Le phrasé circulaire si caractéristique de la langue de Jean-Luc Lagarce enveloppe dans ses circonvolutions le spectateur conquis par la petite musique instillant en lui un monde univers fascinant. On attendait la tragédie, on a juste la mort d’un garçon qui se profile. Le soir, sans avoir jamais osé dire pourquoi il était venu, qu’il allait mourir, il était parti. L’amant mort déjà prend sur son épaule celui qui allait mourir et le déshabille délicatement.
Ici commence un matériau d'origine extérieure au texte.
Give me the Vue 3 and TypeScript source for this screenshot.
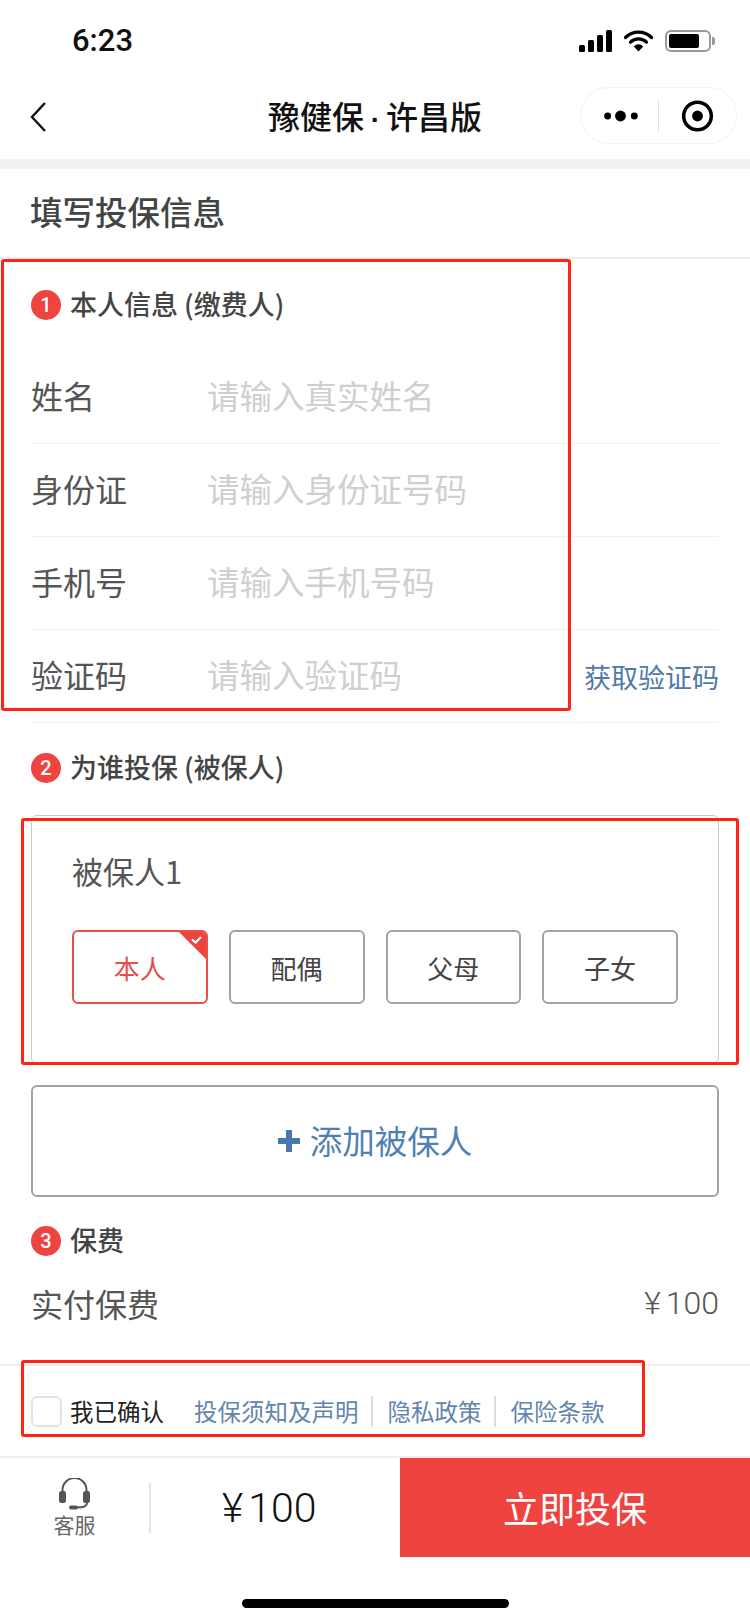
<script setup lang="ts">
interface FormRow {
  label: string
  placeholder: string
  action?: string
}

const rows: FormRow[] = [
  { label: '姓名', placeholder: '请输入真实姓名' },
  { label: '身份证', placeholder: '请输入身份证号码' },
  { label: '手机号', placeholder: '请输入手机号码' },
  { label: '验证码', placeholder: '请输入验证码', action: '获取验证码' }
]

const relations = ['本人', '配偶', '父母', '子女']
const signalBars = [
  { x: 0, y: 15, h: 7 },
  { x: 9, y: 10, h: 12 },
  { x: 18, y: 5, h: 17 },
  { x: 27, y: 0, h: 22 }
]
const links = ['投保须知及声明', '隐私政策', '保险条款']
</script>

<template>
  <div class="page">
    <div class="status-bar">
      <span class="time">6:23</span>
      <div class="status-icons">
        <svg width="33" height="22" viewBox="0 0 33 22">
          <rect v-for="bar in signalBars" :key="bar.x" :x="bar.x" :y="bar.y" width="6" :height="bar.h" rx="1.5" fill="#000" />
        </svg>
        <svg width="29" height="22" viewBox="0 0 29 22">
          <path d="M1.5 7.5a18.5 18.5 0 0 1 26 0" fill="none" stroke="#000" stroke-width="3.4" stroke-linecap="round" />
          <path d="M6.5 12.2a11.5 11.5 0 0 1 16 0" fill="none" stroke="#000" stroke-width="3.2" stroke-linecap="round" />
          <path d="M9.8 16.4a6.4 6.4 0 0 1 9.4 0L14.5 21.5z" fill="#000" />
        </svg>
        <div class="battery"><div class="battery-level"></div></div>
      </div>
    </div>

    <div class="nav-bar">
      <svg class="back" width="16" height="30" viewBox="0 0 16 30">
        <path d="M15 1 2 15l13 14" fill="none" stroke="#111" stroke-width="2.4" />
      </svg>
      <div class="nav-title">豫健保<span class="nav-dot"> · </span>许昌版</div>
      <div class="capsule">
        <svg width="78" height="34" viewBox="0 0 78 34">
          <circle cx="27" cy="17" r="3.5" fill="#000" />
          <circle cx="40" cy="17" r="5.5" fill="#000" />
          <circle cx="54" cy="17" r="3.5" fill="#000" />
        </svg>
        <div class="capsule-line"></div>
        <svg width="78" height="34" viewBox="0 0 78 34">
          <circle cx="39" cy="17" r="14" fill="none" stroke="#000" stroke-width="3.6" />
          <circle cx="39" cy="17" r="5.5" fill="#000" />
        </svg>
      </div>
    </div>
    <div class="band"></div>

    <div class="page-title">填写投保信息</div>

    <section class="personal">
      <h2 class="section-head first"><span class="step">1</span>本人信息 (缴费人)</h2>
      <div v-for="row in rows" :key="row.label" class="form-row">
        <span class="row-label">{{ row.label }}</span>
        <span class="row-placeholder">{{ row.placeholder }}</span>
        <span v-if="row.action" class="row-action">{{ row.action }}</span>
      </div>
    </section>

    <section>
      <h2 class="section-head second"><span class="step">2</span>为谁投保 (被保人)</h2>
      <div class="insured-card">
        <div class="insured-name">被保人1</div>
        <div class="chips">
          <div v-for="(item, i) in relations" :key="item" class="chip" :class="{ active: i === 0 }">
            {{ item }}
            <svg v-if="i === 0" class="chip-corner" width="29" height="29" viewBox="0 0 29 29">
              <path d="M0 0h23a6 6 0 0 1 6 6v23z" fill="#ef4340" />
              <path d="M14 8.5l3.5 3 5.500-5.500" fill="none" stroke="#fff" stroke-width="2.2" />
            </svg>
          </div>
        </div>
      </div>
      <div class="add-btn">
        <svg width="22" height="24" viewBox="0 0 22 24">
          <path d="M11 1v22M0 12h22" stroke="#4a79b0" stroke-width="6" />
        </svg>
        <span class="add-text">添加被保人</span>
      </div>
    </section>

    <section>
      <h2 class="section-head third"><span class="step">3</span>保费</h2>
      <div class="fee-row">
        <span>实付保费</span>
        <span class="fee-value"><span class="yen">¥</span>100</span>
      </div>
    </section>

    <div class="agreement">
      <span class="checkbox"></span>
      <span class="confirm">我已确认</span>
      <div class="links">
        <span v-for="link in links" :key="link" class="link">{{ link }}</span>
      </div>
    </div>

    <div class="footer">
      <div class="service">
        <svg width="33" height="33" viewBox="0 0 33 33">
          <path d="M4.5 14V12a12 12 0 0 1 24 0v2" fill="none" stroke="#555" stroke-width="2" />
          <rect x="1" y="13" width="7" height="12" rx="2.5" fill="#555" />
          <rect x="25" y="13" width="7" height="12" rx="2.5" fill="#555" />
          <path d="M29 25c0 3.500-3 4.500-10 4.500" fill="none" stroke="#555" stroke-width="2" />
          <rect x="11" y="27.500" width="9" height="4" rx="2" fill="#555" />
        </svg>
        <span>客服</span>
      </div>
      <div class="footer-line"></div>
      <div class="footer-price"><span class="yen">¥</span>100</div>
      <div class="buy">立即投保</div>
    </div>
    <div class="home-area"><div class="home-bar"></div></div>

    <!-- red boxes marked on the screenshot -->
    <div class="mark mark-one"></div>
    <div class="mark mark-two"></div>
    <div class="mark mark-three"></div>
  </div>
</template>

<style scoped>
.page {
  position: relative;
  width: 750px;
  height: 1623px;
  overflow: hidden;
  background: #fff;
  color: #444;
  font-family: "Noto Sans CJK SC", "Noto Sans", sans-serif;
}

.status-bar {
  height: 75px;
  box-sizing: border-box;
  padding: 30px 39px 0 72px;
  display: flex;
  justify-content: space-between;
  align-items: flex-start;
}

.time {
  height: 22px;
  line-height: 22px;
  font-family: Roboto, sans-serif;
  font-size: 31px;
  font-weight: 500;
  color: #111;
}

.status-icons {
  display: flex;
  align-items: center;
  gap: 12px;
}

.battery {
  position: relative;
  width: 46px;
  height: 22px;
  box-sizing: border-box;
  border: 2px solid #999;
  border-radius: 6px;
  padding: 2px;
}

.battery::after {
  content: "";
  position: absolute;
  right: -6px;
  top: 5px;
  width: 3px;
  height: 8px;
  border-radius: 0 2px 2px 0;
  background: #999;
}

.battery-level {
  width: 30px;
  height: 14px;
  border-radius: 2px;
  background: #000;
}

.nav-bar {
  height: 84px;
  position: relative;
  display: flex;
  align-items: center;
  justify-content: center;
}

.back {
  position: absolute;
  left: 30px;
  top: 27px;
}

.nav-title {
  padding-bottom: 4px;
  font-size: 32px;
  font-weight: 500;
  color: #111;
  white-space: pre;
}

.nav-dot {
  font-family: "Liberation Sans", sans-serif;
  font-size: 28px;
  font-weight: 700;
  letter-spacing: -1px;
}

.capsule {
  position: absolute;
  left: 580px;
  top: 12px;
  width: 157px;
  height: 57px;
  box-sizing: border-box;
  border: 1px solid #f2f2f2;
  border-radius: 29px;
  display: flex;
  align-items: center;
}

.capsule-line {
  width: 1px;
  height: 34px;
  background: #e2e2e2;
}

.band {
  height: 10px;
  background: #f1f1f1;
}

.page-title {
  height: 90px;
  box-sizing: border-box;
  padding: 0 0 5px 30px;
  border-bottom: 2px solid #eee;
  display: flex;
  align-items: center;
  font-size: 32.5px;
  font-weight: 500;
  color: #444;
}

.section-head {
  box-sizing: border-box;
  margin: 0 0 0 31px;
  padding-bottom: 4px;
  display: flex;
  align-items: center;
  font-size: 27px;
  font-weight: 500;
  color: #444;
}

.section-head.first {
  height: 92px;
}

.section-head.second {
  height: 90px;
}

.section-head.third {
  height: 60px;
  margin-top: 14px;
}

.step {
  width: 30px;
  height: 30px;
  margin: 4px 9px 0 0;
  border-radius: 50%;
  background: #ef4340;
  color: #fff;
  font-family: Roboto, sans-serif;
  font-size: 20px;
  font-weight: 500;
  line-height: 30px;
  text-align: center;
}

.form-row {
  height: 93px;
  box-sizing: border-box;
  margin: 0 31px;
  border-bottom: 1px solid #f0f0f0;
  display: flex;
  align-items: center;
  font-size: 32px;
}

.row-label {
  width: 176px;
  padding-bottom: 5px;
  color: #555;
}

.row-placeholder {
  flex: 1;
  padding-bottom: 5px;
  font-size: 32.5px;
  color: #cfcfcf;
}

.row-action {
  font-size: 27px;
  color: #4f7aa8;
}

.insured-card {
  height: 249px;
  box-sizing: border-box;
  margin: 2px 31px 0;
  padding: 31px 40px 0;
  border: 1px solid #c9c9c9;
  border-radius: 6px;
}

.insured-name {
  height: 48px;
  line-height: 48px;
  font-size: 31px;
  color: #555;
}

.chips {
  margin-top: 35px;
  display: flex;
  gap: 21px;
}

.chip {
  position: relative;
  width: 136px;
  height: 74px;
  box-sizing: border-box;
  border: 2px solid #a3a3a3;
  border-radius: 6px;
  overflow: hidden;
  display: flex;
  align-items: center;
  justify-content: center;
  font-size: 26px;
  color: #444;
}

.chip.active {
  border-color: #e8504a;
  color: #e2504a;
}

.chip-corner {
  position: absolute;
  top: -1px;
  right: -1px;
}

.add-btn {
  height: 112px;
  box-sizing: border-box;
  margin: 21px 31px 0;
  border: 2px solid #a3a3a3;
  border-radius: 6px;
  display: flex;
  align-items: center;
  justify-content: center;
  gap: 10px;
  font-size: 32.5px;
  color: #4f7fb3;
}

.add-text {
  padding-bottom: 4px;
}

.fee-row {
  height: 60px;
  margin: 2px 31px 0;
  display: flex;
  align-items: center;
  justify-content: space-between;
  font-size: 32px;
  color: #555;
}

.fee-value {
  font-family: Roboto, sans-serif;
  font-weight: 300;
}

.yen {
  margin-right: 5px;
}

.agreement {
  height: 94px;
  box-sizing: border-box;
  margin-top: 31px;
  padding: 30px 0 0 31px;
  border-top: 2px solid #eee;
  border-bottom: 2px solid #eee;
  display: flex;
  align-items: flex-start;
}

.checkbox {
  width: 31px;
  height: 31px;
  box-sizing: border-box;
  border: 2px solid #e3e3e3;
  border-radius: 6px;
}

.confirm {
  margin-left: 8px;
  line-height: 31px;
  font-size: 23.5px;
  color: #222;
}

.links {
  margin-left: 30px;
  display: flex;
}

.link {
  height: 31px;
  line-height: 31px;
  font-size: 23.5px;
  color: #6285ad;
  padding: 0 12px 0 15px;
  border-left: 2px solid #ddd;
}

.link:first-child {
  padding-left: 0;
  border-left: none;
}

.footer {
  height: 99px;
  display: flex;
  align-items: center;
}

.service {
  width: 149px;
  display: flex;
  flex-direction: column;
  align-items: center;
  font-size: 21px;
  line-height: 26px;
  color: #666;
}

.footer-line {
  width: 2px;
  height: 50px;
  background: #e6e6e6;
}

.footer-price {
  flex: 1;
  padding-left: 71px;
  font-family: Roboto, sans-serif;
  font-size: 41px;
  font-weight: 300;
  color: #111;
}

.buy {
  width: 350px;
  height: 99px;
  box-sizing: border-box;
  padding-bottom: 2px;
  background: #ef4340;
  color: #fff;
  display: flex;
  align-items: center;
  justify-content: center;
  font-size: 36px;
}

.home-area {
  display: flex;
  justify-content: center;
  padding-top: 42px;
}

.home-bar {
  width: 267px;
  height: 9px;
  border-radius: 5px;
  background: #000;
}

.mark {
  position: absolute;
  box-sizing: border-box;
  border: 3px solid #ff2318;
  border-radius: 3px;
}

.mark-one {
  left: 1px;
  top: 259px;
  width: 570px;
  height: 452px;
}

.mark-two {
  left: 21px;
  top: 818px;
  width: 718px;
  height: 247px;
}

.mark-three {
  left: 21px;
  top: 1360px;
  width: 624px;
  height: 77px;
}
</style>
Un souvenir passé qui s’invite fugitivement, une nuit, perdu dans la montagne, et l’air léger de « A la claire fontaine » avant que le noir ne rappelle à lui ces figures sorties de l’imaginaire incandescent d’un dramaturge ayant puisé dans sa vie la poésie de ses textes.

Manifeste pour le Théâtre – la vidéo discrète trouve sa vocation en appui du jeu et non à la place de… – « Le Pays lointain (Un arrangement) » de Christophe Rauck s’inscrit d’ores et déjà dans la mémoire des pièces qui feront date. Le directeur du Théâtre du Nord et de son école de comédiens y est pour beaucoup : outre le talent de ses jeunes recrues, il a su leur transmettre par capillarité son exigeante passion.